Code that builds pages
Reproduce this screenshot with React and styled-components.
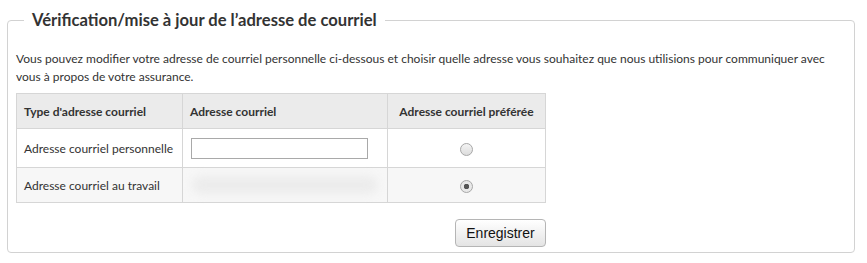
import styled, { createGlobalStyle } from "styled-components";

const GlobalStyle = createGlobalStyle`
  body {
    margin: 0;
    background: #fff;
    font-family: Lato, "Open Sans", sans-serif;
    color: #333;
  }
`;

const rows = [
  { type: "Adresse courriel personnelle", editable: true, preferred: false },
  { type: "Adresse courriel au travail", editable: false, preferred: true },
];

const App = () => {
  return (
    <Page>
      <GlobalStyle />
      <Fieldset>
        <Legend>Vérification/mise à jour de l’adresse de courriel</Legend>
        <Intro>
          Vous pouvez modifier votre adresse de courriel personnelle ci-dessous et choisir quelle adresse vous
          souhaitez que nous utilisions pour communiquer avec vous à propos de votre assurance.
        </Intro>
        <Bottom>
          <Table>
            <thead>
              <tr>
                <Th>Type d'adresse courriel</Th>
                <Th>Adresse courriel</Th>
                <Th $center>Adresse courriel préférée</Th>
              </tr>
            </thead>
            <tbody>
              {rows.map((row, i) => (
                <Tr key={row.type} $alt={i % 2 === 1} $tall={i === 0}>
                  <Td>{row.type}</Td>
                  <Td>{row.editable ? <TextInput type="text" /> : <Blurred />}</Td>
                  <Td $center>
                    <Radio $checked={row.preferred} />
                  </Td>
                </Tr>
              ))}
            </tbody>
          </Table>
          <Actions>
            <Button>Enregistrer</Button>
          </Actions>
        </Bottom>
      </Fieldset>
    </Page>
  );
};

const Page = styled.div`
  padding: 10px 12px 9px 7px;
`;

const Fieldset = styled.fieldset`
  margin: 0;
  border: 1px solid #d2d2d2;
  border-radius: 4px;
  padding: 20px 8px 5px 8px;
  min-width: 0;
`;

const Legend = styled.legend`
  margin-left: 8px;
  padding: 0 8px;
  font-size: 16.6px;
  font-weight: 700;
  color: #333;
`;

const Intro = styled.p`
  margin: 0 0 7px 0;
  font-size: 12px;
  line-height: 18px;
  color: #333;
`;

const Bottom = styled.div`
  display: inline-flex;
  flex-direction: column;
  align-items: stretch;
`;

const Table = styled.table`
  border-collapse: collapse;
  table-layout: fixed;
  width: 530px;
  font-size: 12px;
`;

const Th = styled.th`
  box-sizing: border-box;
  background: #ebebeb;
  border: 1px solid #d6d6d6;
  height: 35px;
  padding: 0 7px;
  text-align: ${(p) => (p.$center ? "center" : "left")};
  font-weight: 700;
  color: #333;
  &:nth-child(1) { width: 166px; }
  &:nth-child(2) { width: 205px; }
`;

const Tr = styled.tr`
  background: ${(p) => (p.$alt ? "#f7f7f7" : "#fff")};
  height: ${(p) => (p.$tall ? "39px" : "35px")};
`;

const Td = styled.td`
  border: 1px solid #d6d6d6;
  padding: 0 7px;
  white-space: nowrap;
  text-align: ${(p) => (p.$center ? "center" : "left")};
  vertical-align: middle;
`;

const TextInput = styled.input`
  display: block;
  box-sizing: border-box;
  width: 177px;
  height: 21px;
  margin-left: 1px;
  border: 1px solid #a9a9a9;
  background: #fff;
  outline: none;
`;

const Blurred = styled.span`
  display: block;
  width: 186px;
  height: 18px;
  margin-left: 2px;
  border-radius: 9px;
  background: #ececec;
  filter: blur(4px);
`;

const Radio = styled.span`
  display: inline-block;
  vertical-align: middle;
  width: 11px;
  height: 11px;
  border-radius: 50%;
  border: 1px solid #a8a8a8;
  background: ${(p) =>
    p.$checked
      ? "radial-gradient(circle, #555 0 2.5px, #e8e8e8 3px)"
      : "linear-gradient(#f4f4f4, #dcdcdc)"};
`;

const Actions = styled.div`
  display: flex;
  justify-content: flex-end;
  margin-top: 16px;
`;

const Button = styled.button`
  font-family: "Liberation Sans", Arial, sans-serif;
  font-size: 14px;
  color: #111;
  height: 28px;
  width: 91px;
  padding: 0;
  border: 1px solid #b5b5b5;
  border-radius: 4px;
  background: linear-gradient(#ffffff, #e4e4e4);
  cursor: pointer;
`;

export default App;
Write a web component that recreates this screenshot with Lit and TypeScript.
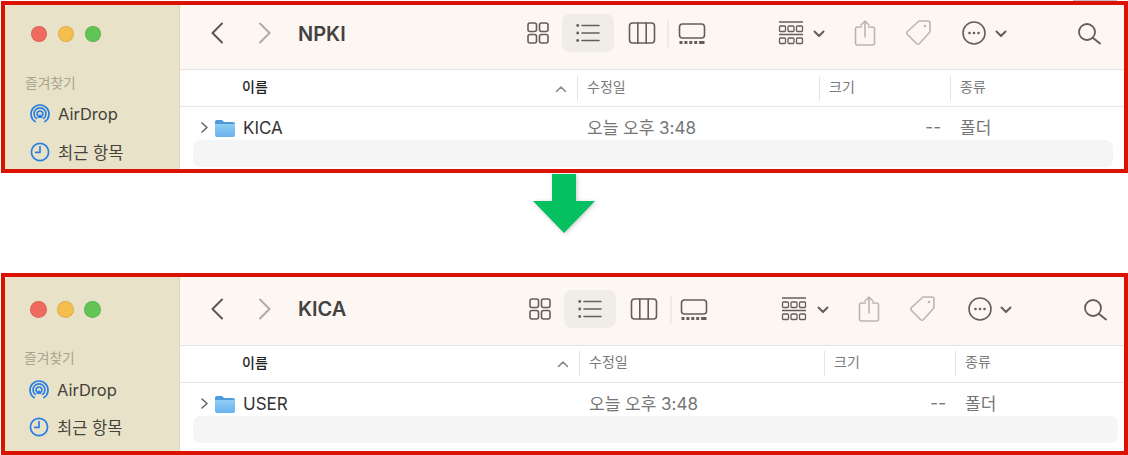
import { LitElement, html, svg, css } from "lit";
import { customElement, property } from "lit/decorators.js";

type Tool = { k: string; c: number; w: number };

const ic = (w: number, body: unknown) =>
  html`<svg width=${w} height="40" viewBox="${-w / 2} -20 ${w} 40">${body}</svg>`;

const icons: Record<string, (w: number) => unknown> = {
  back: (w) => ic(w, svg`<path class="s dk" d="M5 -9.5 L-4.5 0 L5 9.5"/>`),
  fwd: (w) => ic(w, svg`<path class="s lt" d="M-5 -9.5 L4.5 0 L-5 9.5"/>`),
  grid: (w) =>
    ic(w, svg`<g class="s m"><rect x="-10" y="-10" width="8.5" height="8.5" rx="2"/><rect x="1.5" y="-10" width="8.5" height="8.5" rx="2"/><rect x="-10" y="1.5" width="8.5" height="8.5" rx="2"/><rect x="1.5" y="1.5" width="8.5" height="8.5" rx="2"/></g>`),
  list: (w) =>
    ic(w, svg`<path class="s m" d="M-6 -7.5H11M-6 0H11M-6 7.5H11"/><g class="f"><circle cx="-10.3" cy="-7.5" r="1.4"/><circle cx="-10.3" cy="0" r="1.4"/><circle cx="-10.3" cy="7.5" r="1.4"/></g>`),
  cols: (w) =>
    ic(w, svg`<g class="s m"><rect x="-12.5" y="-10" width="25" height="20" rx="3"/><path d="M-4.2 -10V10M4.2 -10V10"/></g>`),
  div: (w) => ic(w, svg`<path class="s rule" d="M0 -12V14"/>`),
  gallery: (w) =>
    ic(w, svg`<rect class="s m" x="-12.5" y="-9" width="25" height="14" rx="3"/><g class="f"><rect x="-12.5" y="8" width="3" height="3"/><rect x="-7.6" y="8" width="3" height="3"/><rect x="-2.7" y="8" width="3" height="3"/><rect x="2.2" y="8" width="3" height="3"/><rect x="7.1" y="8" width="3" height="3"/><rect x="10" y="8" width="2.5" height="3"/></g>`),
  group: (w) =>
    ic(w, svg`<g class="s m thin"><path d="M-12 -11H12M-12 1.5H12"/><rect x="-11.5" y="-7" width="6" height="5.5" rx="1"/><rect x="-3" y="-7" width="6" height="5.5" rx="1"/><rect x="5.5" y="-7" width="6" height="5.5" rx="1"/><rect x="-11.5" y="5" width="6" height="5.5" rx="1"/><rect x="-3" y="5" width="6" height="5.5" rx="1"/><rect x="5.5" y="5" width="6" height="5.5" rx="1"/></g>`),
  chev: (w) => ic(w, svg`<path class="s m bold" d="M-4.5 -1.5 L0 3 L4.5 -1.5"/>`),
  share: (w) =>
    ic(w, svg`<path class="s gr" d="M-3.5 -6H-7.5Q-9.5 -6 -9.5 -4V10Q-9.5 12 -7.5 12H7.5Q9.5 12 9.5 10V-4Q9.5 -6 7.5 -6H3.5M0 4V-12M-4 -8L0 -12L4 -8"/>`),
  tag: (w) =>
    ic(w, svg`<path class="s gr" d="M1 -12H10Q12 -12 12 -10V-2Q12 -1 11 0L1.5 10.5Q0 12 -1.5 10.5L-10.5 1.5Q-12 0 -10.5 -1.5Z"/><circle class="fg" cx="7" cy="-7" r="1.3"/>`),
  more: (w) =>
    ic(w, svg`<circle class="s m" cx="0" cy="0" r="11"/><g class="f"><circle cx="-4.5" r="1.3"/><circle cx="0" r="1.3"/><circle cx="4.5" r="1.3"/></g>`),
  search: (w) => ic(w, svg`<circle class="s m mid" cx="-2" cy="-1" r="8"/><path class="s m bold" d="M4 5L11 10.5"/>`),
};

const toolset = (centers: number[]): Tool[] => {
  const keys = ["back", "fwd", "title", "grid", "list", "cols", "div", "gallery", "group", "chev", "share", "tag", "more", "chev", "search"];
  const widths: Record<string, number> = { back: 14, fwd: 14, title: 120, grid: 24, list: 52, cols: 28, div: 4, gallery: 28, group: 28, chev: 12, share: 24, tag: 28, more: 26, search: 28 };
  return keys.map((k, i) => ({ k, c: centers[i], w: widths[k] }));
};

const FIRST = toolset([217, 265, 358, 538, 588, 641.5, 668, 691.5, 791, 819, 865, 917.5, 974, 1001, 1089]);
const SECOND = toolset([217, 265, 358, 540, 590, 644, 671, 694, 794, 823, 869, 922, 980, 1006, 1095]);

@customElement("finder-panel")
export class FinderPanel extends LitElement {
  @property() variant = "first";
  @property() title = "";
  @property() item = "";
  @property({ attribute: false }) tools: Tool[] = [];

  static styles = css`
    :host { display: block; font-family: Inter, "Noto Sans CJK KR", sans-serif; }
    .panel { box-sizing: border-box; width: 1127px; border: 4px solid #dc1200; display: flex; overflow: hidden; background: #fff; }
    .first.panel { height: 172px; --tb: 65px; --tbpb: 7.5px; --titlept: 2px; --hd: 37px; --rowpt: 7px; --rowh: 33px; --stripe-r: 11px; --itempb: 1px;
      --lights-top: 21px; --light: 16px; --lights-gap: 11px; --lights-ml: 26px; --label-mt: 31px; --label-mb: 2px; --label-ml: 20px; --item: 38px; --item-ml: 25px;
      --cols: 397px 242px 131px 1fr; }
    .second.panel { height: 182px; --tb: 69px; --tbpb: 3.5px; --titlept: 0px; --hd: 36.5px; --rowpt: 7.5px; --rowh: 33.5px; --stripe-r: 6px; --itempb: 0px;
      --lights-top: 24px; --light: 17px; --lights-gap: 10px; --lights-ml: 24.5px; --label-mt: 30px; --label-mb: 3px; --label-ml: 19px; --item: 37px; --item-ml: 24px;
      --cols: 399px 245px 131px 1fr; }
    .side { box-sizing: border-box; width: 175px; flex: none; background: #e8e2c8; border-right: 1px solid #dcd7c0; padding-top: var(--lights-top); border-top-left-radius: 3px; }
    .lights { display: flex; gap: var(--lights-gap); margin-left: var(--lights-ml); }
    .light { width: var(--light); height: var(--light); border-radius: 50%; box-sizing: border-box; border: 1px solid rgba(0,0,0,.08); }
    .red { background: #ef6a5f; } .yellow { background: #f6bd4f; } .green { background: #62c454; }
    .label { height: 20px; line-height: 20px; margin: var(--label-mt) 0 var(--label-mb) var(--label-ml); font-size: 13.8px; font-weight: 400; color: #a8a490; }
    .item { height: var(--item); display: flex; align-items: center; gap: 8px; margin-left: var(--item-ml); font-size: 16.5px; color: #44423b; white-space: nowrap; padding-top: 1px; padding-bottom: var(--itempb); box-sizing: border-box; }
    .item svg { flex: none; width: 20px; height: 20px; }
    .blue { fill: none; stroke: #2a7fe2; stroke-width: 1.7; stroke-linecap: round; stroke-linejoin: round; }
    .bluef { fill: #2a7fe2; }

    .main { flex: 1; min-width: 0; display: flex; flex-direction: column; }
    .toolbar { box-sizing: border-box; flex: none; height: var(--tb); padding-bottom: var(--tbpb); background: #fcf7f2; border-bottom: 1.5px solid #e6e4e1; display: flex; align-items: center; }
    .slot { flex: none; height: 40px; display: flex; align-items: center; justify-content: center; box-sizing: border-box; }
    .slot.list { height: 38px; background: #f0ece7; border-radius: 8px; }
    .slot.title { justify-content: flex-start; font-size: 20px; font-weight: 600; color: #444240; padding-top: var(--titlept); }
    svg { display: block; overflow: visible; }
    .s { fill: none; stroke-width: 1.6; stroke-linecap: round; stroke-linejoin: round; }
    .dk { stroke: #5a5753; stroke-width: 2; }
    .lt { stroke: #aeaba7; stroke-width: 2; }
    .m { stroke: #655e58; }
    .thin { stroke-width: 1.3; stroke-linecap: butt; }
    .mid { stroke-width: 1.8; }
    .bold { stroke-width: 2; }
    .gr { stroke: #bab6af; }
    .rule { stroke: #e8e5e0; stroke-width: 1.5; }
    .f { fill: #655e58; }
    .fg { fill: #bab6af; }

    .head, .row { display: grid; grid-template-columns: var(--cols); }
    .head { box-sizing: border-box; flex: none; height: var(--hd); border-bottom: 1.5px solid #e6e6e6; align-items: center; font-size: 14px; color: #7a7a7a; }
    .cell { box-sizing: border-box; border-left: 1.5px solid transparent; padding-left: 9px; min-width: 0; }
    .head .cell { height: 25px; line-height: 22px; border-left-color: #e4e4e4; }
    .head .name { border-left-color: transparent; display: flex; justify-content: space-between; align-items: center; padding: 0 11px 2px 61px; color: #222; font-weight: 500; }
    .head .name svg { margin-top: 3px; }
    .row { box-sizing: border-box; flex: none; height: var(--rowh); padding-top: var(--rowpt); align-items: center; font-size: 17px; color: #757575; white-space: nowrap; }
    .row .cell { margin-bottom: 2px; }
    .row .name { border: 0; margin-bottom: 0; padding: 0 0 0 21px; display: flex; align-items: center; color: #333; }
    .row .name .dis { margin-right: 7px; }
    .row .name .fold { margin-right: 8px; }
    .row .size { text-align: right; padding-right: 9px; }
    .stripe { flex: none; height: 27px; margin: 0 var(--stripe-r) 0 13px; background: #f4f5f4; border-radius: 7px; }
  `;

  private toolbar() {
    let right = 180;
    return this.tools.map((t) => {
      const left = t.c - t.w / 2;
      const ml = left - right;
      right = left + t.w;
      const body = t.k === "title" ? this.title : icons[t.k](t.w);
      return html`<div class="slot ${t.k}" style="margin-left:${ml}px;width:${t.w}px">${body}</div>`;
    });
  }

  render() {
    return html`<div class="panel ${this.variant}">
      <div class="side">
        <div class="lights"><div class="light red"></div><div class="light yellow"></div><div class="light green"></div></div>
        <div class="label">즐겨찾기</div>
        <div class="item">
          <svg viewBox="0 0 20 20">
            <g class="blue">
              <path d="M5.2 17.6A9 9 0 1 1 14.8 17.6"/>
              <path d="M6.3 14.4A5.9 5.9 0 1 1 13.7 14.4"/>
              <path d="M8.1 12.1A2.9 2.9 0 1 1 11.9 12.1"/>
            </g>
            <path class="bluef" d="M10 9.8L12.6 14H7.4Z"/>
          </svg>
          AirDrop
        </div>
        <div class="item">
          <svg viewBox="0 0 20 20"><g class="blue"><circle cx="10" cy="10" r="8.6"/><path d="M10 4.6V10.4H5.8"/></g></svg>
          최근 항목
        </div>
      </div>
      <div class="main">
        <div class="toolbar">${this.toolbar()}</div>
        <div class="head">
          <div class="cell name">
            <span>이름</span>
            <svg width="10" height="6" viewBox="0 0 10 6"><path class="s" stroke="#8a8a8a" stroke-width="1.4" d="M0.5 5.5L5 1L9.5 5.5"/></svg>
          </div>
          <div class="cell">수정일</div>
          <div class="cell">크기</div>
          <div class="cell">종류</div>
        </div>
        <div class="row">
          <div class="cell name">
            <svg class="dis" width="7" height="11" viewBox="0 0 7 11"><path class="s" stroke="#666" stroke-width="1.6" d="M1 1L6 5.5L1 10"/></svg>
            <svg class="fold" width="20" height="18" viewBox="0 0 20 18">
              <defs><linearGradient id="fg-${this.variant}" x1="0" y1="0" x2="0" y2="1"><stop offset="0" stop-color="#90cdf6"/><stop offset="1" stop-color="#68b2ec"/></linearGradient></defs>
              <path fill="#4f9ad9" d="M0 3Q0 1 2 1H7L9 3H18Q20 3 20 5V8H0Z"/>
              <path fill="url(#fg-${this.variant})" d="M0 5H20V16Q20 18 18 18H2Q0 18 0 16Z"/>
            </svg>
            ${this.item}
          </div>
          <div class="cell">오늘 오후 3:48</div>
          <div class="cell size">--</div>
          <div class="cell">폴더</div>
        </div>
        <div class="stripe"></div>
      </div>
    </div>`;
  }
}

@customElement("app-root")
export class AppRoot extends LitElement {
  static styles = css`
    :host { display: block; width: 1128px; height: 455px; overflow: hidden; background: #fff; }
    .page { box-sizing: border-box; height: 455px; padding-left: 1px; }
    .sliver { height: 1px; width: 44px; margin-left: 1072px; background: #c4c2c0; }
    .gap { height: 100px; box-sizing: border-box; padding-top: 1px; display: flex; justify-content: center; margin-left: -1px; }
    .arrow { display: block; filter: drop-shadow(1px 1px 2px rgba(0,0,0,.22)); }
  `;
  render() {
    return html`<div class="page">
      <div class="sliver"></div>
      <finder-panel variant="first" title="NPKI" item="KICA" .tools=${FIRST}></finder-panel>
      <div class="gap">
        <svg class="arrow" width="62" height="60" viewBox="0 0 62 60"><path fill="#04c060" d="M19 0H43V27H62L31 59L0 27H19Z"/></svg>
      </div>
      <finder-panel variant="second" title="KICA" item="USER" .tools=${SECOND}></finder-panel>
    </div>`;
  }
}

Instructions to follow: Drop the images and output only the lines from the one that contains "Write a web" to the one that contains "string; c: number;", both included.

Solution to this exercise:
Write a web component that recreates this screenshot with Lit and TypeScript.
import { LitElement, html, svg, css } from "lit";
import { customElement, property } from "lit/decorators.js";

type Tool = { k: string; c: number; w: number };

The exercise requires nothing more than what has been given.